▸ **GOAL OF THE EXERCISE**:
Omit pictures and quote the listing below line by line, from its start through the line that holds "<h1>Award Requirements</h1>".

▸ **DATASET SECTION**:
------------

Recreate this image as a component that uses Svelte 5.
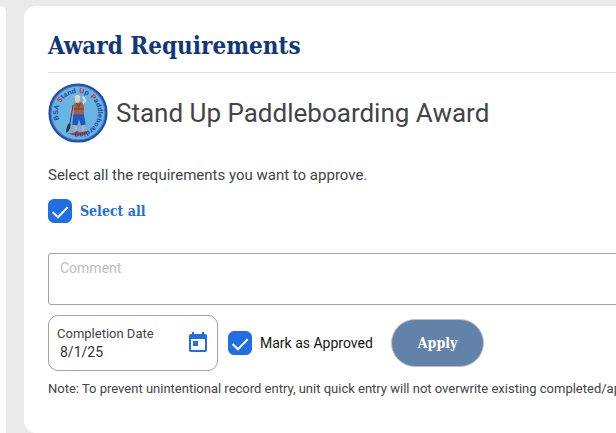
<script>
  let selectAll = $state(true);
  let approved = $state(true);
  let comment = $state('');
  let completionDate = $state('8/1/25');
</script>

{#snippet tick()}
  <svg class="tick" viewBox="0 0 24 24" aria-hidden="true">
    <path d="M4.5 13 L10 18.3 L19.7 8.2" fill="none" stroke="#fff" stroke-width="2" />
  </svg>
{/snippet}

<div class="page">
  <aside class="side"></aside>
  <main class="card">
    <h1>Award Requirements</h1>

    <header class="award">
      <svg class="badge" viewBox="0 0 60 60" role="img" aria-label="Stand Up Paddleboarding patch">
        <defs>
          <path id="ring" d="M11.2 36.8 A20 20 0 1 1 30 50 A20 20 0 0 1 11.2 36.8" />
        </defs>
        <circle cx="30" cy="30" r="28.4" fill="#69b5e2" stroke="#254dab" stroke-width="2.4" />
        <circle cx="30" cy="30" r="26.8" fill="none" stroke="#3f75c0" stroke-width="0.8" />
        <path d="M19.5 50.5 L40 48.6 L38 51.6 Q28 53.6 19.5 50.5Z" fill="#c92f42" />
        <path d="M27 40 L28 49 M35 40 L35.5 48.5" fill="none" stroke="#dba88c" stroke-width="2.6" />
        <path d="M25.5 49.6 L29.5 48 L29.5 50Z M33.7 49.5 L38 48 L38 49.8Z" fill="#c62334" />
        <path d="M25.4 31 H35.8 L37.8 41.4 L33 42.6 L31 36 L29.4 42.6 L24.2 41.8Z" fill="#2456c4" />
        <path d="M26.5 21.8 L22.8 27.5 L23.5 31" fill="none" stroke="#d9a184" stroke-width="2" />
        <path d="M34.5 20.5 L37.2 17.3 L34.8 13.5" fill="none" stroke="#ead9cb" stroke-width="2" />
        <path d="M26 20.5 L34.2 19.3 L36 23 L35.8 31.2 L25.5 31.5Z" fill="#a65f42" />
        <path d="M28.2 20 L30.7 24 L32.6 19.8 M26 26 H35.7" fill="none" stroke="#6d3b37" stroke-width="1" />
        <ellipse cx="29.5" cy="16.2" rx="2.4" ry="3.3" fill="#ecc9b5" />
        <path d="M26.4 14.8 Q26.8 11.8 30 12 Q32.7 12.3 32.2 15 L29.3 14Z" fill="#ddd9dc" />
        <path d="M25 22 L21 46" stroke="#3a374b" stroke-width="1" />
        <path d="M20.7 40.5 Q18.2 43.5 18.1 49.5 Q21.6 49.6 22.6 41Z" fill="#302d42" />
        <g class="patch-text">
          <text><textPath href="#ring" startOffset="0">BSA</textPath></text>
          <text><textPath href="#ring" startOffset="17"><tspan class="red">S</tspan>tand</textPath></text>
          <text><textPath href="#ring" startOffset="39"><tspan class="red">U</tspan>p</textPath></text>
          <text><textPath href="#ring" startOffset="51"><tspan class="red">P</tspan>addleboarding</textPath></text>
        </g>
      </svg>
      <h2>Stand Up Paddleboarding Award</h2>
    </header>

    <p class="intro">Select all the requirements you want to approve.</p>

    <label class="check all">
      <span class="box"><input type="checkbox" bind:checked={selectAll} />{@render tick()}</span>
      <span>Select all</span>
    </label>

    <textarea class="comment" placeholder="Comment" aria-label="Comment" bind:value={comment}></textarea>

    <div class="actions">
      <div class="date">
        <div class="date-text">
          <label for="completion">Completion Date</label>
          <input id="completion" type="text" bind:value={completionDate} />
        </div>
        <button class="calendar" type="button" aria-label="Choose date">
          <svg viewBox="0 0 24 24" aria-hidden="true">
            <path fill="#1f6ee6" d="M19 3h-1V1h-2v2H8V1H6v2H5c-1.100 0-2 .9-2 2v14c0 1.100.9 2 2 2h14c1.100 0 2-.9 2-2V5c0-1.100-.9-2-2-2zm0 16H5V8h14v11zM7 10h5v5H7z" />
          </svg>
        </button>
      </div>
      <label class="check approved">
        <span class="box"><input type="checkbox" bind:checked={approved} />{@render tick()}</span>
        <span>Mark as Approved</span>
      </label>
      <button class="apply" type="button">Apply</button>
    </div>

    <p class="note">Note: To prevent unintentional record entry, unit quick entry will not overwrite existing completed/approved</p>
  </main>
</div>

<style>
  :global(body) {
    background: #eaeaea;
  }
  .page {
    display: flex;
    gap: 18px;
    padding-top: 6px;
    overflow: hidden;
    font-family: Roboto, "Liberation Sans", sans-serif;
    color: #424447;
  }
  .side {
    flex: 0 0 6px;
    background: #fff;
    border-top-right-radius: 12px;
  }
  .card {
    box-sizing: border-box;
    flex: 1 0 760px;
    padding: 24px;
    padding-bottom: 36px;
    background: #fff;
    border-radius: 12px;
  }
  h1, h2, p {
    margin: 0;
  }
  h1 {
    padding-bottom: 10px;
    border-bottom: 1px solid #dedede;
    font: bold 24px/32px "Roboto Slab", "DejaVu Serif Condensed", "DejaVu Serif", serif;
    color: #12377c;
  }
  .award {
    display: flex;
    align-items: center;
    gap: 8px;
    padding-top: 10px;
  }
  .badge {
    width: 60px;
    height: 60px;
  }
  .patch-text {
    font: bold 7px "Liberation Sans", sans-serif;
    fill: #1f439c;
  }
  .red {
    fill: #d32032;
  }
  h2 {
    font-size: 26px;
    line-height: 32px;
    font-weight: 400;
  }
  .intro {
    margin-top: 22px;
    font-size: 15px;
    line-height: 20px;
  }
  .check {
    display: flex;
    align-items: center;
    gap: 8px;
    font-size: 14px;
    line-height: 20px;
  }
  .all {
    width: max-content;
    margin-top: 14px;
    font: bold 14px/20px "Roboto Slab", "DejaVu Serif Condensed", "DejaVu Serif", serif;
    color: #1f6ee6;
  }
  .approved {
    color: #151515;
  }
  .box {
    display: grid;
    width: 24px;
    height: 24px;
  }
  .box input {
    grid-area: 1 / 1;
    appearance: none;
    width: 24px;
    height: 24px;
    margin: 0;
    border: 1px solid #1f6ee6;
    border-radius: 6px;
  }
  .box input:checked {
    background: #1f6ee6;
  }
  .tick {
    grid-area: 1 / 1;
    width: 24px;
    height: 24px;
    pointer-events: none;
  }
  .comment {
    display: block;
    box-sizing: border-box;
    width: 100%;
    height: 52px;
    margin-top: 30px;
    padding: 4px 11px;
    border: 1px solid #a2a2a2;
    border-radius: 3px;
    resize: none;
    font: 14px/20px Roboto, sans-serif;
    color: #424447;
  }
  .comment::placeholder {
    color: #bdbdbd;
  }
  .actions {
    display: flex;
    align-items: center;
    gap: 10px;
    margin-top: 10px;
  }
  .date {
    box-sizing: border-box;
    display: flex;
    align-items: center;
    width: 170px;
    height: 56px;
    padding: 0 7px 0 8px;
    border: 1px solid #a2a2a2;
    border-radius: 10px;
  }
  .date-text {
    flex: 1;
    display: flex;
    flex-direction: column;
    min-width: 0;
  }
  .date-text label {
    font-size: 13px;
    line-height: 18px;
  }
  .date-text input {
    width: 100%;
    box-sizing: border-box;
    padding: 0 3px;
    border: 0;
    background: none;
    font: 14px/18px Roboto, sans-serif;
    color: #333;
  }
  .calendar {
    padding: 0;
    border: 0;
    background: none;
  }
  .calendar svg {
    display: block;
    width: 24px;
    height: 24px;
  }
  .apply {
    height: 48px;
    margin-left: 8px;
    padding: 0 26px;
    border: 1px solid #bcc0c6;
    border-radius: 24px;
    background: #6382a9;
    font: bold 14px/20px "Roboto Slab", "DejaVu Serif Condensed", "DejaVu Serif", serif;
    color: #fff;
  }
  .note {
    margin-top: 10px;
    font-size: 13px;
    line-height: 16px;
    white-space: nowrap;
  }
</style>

------------

▸ **TASK RESPONSE**:
Recreate this image as a component that uses Svelte 5.
<script>
  let selectAll = $state(true);
  let approved = $state(true);
  let comment = $state('');
  let completionDate = $state('8/1/25');
</script>

{#snippet tick()}
  <svg class="tick" viewBox="0 0 24 24" aria-hidden="true">
    <path d="M4.5 13 L10 18.3 L19.7 8.2" fill="none" stroke="#fff" stroke-width="2" />
  </svg>
{/snippet}

<div class="page">
  <aside class="side"></aside>
  <main class="card">
    <h1>Award Requirements</h1>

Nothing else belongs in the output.